Write out all the entries word for word and omit any pictures.
* start Information provided *
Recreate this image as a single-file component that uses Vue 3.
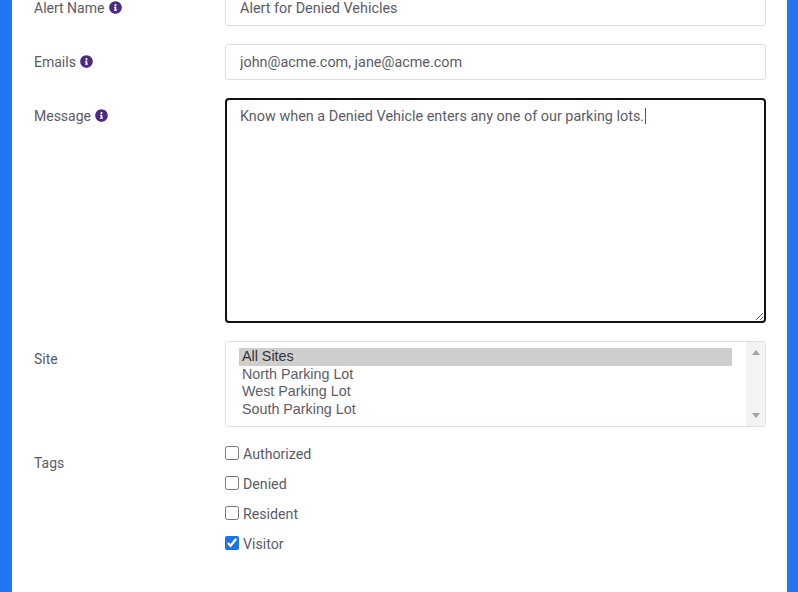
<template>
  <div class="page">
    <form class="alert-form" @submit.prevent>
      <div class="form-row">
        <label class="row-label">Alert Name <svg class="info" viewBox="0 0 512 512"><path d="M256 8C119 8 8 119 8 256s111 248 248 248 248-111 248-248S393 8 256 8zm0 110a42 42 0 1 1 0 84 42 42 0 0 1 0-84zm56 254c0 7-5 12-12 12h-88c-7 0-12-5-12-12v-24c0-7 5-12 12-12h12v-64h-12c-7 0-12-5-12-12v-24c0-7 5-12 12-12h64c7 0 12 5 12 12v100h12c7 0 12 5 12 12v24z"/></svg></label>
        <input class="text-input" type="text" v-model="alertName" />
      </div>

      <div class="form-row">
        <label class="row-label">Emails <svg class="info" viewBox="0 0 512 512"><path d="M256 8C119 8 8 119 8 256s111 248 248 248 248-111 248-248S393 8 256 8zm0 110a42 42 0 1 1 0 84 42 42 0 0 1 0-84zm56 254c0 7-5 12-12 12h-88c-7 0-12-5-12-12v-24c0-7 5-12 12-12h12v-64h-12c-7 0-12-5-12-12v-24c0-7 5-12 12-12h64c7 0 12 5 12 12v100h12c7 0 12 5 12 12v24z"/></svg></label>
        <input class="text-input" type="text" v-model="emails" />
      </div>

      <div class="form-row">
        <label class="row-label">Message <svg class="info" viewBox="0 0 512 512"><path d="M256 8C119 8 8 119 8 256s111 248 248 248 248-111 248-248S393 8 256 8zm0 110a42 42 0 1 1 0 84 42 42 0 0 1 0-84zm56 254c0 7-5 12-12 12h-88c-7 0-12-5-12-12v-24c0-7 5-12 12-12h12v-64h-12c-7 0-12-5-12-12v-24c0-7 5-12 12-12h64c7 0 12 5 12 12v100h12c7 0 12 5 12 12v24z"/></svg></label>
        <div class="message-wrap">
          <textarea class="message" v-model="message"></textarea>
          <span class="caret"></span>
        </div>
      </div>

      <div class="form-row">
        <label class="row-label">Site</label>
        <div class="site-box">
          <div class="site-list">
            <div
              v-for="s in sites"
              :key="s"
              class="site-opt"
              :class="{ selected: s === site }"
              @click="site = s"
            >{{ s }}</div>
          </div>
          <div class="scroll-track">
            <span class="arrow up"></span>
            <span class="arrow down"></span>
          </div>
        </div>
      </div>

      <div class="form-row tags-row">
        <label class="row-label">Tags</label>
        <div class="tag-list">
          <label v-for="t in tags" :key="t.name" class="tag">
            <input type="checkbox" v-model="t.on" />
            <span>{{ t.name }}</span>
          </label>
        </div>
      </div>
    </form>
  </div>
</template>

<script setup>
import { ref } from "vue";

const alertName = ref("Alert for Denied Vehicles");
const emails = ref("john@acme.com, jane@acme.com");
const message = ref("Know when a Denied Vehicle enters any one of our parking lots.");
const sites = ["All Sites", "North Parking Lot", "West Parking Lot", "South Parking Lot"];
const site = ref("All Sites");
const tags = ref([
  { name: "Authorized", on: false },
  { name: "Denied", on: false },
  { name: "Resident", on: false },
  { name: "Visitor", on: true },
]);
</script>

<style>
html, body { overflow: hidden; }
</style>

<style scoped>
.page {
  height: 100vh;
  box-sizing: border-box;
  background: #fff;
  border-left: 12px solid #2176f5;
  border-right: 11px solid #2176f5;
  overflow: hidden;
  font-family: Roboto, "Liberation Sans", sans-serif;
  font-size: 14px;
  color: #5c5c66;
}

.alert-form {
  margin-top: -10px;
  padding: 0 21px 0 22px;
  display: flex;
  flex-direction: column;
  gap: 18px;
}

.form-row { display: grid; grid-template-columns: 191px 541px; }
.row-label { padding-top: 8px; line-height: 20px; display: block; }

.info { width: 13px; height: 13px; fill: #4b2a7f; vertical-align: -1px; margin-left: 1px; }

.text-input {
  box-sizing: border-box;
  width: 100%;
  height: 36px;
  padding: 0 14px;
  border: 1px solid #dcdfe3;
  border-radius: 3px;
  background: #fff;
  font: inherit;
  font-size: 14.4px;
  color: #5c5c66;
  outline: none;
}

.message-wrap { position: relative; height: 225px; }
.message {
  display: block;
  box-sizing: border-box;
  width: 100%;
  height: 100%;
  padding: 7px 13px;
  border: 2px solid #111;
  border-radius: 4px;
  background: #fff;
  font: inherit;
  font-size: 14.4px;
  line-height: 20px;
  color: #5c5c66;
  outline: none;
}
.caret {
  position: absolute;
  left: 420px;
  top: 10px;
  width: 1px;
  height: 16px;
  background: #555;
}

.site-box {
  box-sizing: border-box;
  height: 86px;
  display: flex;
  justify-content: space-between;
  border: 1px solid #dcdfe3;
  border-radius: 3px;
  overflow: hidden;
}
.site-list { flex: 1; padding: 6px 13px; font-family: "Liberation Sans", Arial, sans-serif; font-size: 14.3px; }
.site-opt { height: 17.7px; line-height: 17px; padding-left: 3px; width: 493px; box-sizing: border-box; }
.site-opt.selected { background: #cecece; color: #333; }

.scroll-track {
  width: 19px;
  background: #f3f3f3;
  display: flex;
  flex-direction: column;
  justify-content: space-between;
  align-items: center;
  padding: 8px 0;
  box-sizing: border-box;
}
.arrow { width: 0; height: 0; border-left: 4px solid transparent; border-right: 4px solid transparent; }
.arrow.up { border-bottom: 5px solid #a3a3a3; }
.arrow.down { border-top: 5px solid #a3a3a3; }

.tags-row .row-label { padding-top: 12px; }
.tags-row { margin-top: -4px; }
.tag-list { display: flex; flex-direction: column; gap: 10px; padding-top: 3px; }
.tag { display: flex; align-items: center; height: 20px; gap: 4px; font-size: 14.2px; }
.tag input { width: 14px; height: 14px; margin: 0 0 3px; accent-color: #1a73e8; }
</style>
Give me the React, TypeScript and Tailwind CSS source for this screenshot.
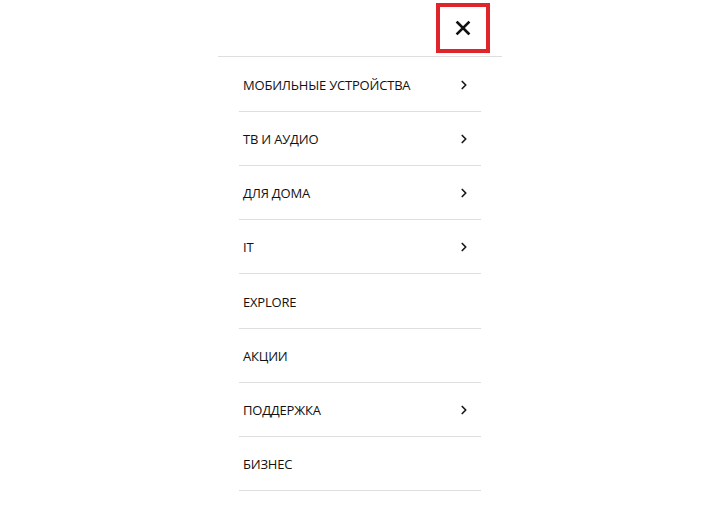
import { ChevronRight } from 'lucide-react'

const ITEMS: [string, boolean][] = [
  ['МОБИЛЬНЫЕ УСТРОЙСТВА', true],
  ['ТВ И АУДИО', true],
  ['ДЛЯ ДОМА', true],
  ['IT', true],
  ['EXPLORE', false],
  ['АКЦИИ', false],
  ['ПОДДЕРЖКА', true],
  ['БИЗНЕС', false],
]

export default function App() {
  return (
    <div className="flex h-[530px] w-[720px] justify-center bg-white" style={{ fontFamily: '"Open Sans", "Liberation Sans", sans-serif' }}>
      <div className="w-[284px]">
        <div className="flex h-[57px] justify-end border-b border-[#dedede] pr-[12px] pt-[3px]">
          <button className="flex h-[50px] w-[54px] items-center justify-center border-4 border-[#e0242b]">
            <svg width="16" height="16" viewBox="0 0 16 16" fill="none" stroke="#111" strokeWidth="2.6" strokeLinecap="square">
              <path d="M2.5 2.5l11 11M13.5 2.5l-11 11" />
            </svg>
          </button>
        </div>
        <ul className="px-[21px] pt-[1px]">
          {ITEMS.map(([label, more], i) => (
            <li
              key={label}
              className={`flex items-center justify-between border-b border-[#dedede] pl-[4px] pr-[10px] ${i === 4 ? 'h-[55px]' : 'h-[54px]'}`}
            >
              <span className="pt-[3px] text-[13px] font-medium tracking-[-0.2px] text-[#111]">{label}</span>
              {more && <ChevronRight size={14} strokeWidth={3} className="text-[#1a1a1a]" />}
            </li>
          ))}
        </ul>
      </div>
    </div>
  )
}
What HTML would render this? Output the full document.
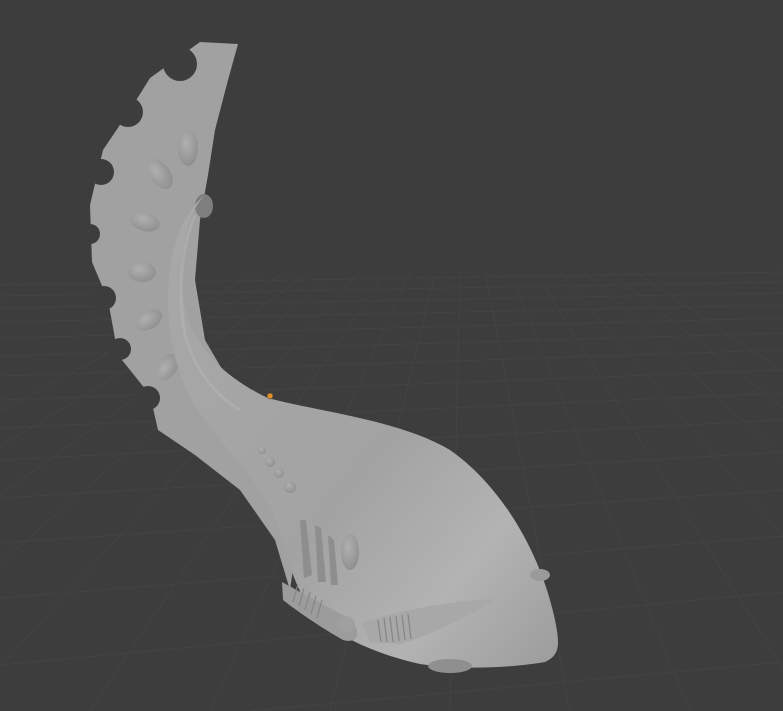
* end Information provided *
Output for this exercise:
Recreate this image as a single-file component that uses Vue 3.
<template>
  <div class="page">
    <form class="alert-form" @submit.prevent>
      <div class="form-row">
        <label class="row-label">Alert Name <svg class="info" viewBox="0 0 512 512"><path d="M256 8C119 8 8 119 8 256s111 248 248 248 248-111 248-248S393 8 256 8zm0 110a42 42 0 1 1 0 84 42 42 0 0 1 0-84zm56 254c0 7-5 12-12 12h-88c-7 0-12-5-12-12v-24c0-7 5-12 12-12h12v-64h-12c-7 0-12-5-12-12v-24c0-7 5-12 12-12h64c7 0 12 5 12 12v100h12c7 0 12 5 12 12v24z"/></svg></label>
        <input class="text-input" type="text" v-model="alertName" />
      </div>

      <div class="form-row">
        <label class="row-label">Emails <svg class="info" viewBox="0 0 512 512"><path d="M256 8C119 8 8 119 8 256s111 248 248 248 248-111 248-248S393 8 256 8zm0 110a42 42 0 1 1 0 84 42 42 0 0 1 0-84zm56 254c0 7-5 12-12 12h-88c-7 0-12-5-12-12v-24c0-7 5-12 12-12h12v-64h-12c-7 0-12-5-12-12v-24c0-7 5-12 12-12h64c7 0 12 5 12 12v100h12c7 0 12 5 12 12v24z"/></svg></label>
        <input class="text-input" type="text" v-model="emails" />
      </div>

      <div class="form-row">
        <label class="row-label">Message <svg class="info" viewBox="0 0 512 512"><path d="M256 8C119 8 8 119 8 256s111 248 248 248 248-111 248-248S393 8 256 8zm0 110a42 42 0 1 1 0 84 42 42 0 0 1 0-84zm56 254c0 7-5 12-12 12h-88c-7 0-12-5-12-12v-24c0-7 5-12 12-12h12v-64h-12c-7 0-12-5-12-12v-24c0-7 5-12 12-12h64c7 0 12 5 12 12v100h12c7 0 12 5 12 12v24z"/></svg></label>
        <div class="message-wrap">
          <textarea class="message" v-model="message"></textarea>
          <span class="caret"></span>
        </div>
      </div>

      <div class="form-row">
        <label class="row-label">Site</label>
        <div class="site-box">
          <div class="site-list">
            <div
              v-for="s in sites"
              :key="s"
              class="site-opt"
              :class="{ selected: s === site }"
              @click="site = s"
            >{{ s }}</div>
          </div>
          <div class="scroll-track">
            <span class="arrow up"></span>
            <span class="arrow down"></span>
          </div>
        </div>
      </div>

      <div class="form-row tags-row">
        <label class="row-label">Tags</label>
        <div class="tag-list">
          <label v-for="t in tags" :key="t.name" class="tag">
            <input type="checkbox" v-model="t.on" />
            <span>{{ t.name }}</span>
          </label>
        </div>
      </div>
    </form>
  </div>
</template>

<script setup>
import { ref } from "vue";

const alertName = ref("Alert for Denied Vehicles");
const emails = ref("john@acme.com, jane@acme.com");
const message = ref("Know when a Denied Vehicle enters any one of our parking lots.");
const sites = ["All Sites", "North Parking Lot", "West Parking Lot", "South Parking Lot"];
const site = ref("All Sites");
const tags = ref([
  { name: "Authorized", on: false },
  { name: "Denied", on: false },
  { name: "Resident", on: false },
  { name: "Visitor", on: true },
]);
</script>

<style>
html, body { overflow: hidden; }
</style>

<style scoped>
.page {
  height: 100vh;
  box-sizing: border-box;
  background: #fff;
  border-left: 12px solid #2176f5;
  border-right: 11px solid #2176f5;
  overflow: hidden;
  font-family: Roboto, "Liberation Sans", sans-serif;
  font-size: 14px;
  color: #5c5c66;
}

.alert-form {
  margin-top: -10px;
  padding: 0 21px 0 22px;
  display: flex;
  flex-direction: column;
  gap: 18px;
}

.form-row { display: grid; grid-template-columns: 191px 541px; }
.row-label { padding-top: 8px; line-height: 20px; display: block; }

.info { width: 13px; height: 13px; fill: #4b2a7f; vertical-align: -1px; margin-left: 1px; }

.text-input {
  box-sizing: border-box;
  width: 100%;
  height: 36px;
  padding: 0 14px;
  border: 1px solid #dcdfe3;
  border-radius: 3px;
  background: #fff;
  font: inherit;
  font-size: 14.4px;
  color: #5c5c66;
  outline: none;
}

.message-wrap { position: relative; height: 225px; }
.message {
  display: block;
  box-sizing: border-box;
  width: 100%;
  height: 100%;
  padding: 7px 13px;
  border: 2px solid #111;
  border-radius: 4px;
  background: #fff;
  font: inherit;
  font-size: 14.4px;
  line-height: 20px;
  color: #5c5c66;
  outline: none;
}
.caret {
  position: absolute;
  left: 420px;
  top: 10px;
  width: 1px;
  height: 16px;
  background: #555;
}

.site-box {
  box-sizing: border-box;
  height: 86px;
  display: flex;
  justify-content: space-between;
  border: 1px solid #dcdfe3;
  border-radius: 3px;
  overflow: hidden;
}
.site-list { flex: 1; padding: 6px 13px; font-family: "Liberation Sans", Arial, sans-serif; font-size: 14.3px; }
.site-opt { height: 17.7px; line-height: 17px; padding-left: 3px; width: 493px; box-sizing: border-box; }
.site-opt.selected { background: #cecece; color: #333; }

.scroll-track {
  width: 19px;
  background: #f3f3f3;
  display: flex;
  flex-direction: column;
  justify-content: space-between;
  align-items: center;
  padding: 8px 0;
  box-sizing: border-box;
}
.arrow { width: 0; height: 0; border-left: 4px solid transparent; border-right: 4px solid transparent; }
.arrow.up { border-bottom: 5px solid #a3a3a3; }
.arrow.down { border-top: 5px solid #a3a3a3; }

.tags-row .row-label { padding-top: 12px; }
.tags-row { margin-top: -4px; }
.tag-list { display: flex; flex-direction: column; gap: 10px; padding-top: 3px; }
.tag { display: flex; align-items: center; height: 20px; gap: 4px; font-size: 14.2px; }
.tag input { width: 14px; height: 14px; margin: 0 0 3px; accent-color: #1a73e8; }
</style>
Give me the React, TypeScript and Tailwind CSS source for this screenshot.
import { ChevronRight } from 'lucide-react'

const ITEMS: [string, boolean][] = [
  ['МОБИЛЬНЫЕ УСТРОЙСТВА', true],
  ['ТВ И АУДИО', true],
  ['ДЛЯ ДОМА', true],
  ['IT', true],
  ['EXPLORE', false],
  ['АКЦИИ', false],
  ['ПОДДЕРЖКА', true],
  ['БИЗНЕС', false],
]

export default function App() {
  return (
    <div className="flex h-[530px] w-[720px] justify-center bg-white" style={{ fontFamily: '"Open Sans", "Liberation Sans", sans-serif' }}>
      <div className="w-[284px]">
        <div className="flex h-[57px] justify-end border-b border-[#dedede] pr-[12px] pt-[3px]">
          <button className="flex h-[50px] w-[54px] items-center justify-center border-4 border-[#e0242b]">
            <svg width="16" height="16" viewBox="0 0 16 16" fill="none" stroke="#111" strokeWidth="2.6" strokeLinecap="square">
              <path d="M2.5 2.5l11 11M13.5 2.5l-11 11" />
            </svg>
          </button>
        </div>
        <ul className="px-[21px] pt-[1px]">
          {ITEMS.map(([label, more], i) => (
            <li
              key={label}
              className={`flex items-center justify-between border-b border-[#dedede] pl-[4px] pr-[10px] ${i === 4 ? 'h-[55px]' : 'h-[54px]'}`}
            >
              <span className="pt-[3px] text-[13px] font-medium tracking-[-0.2px] text-[#111]">{label}</span>
              {more && <ChevronRight size={14} strokeWidth={3} className="text-[#1a1a1a]" />}
            </li>
          ))}
        </ul>
      </div>
    </div>
  )
}
What HTML would render this? Output the full document.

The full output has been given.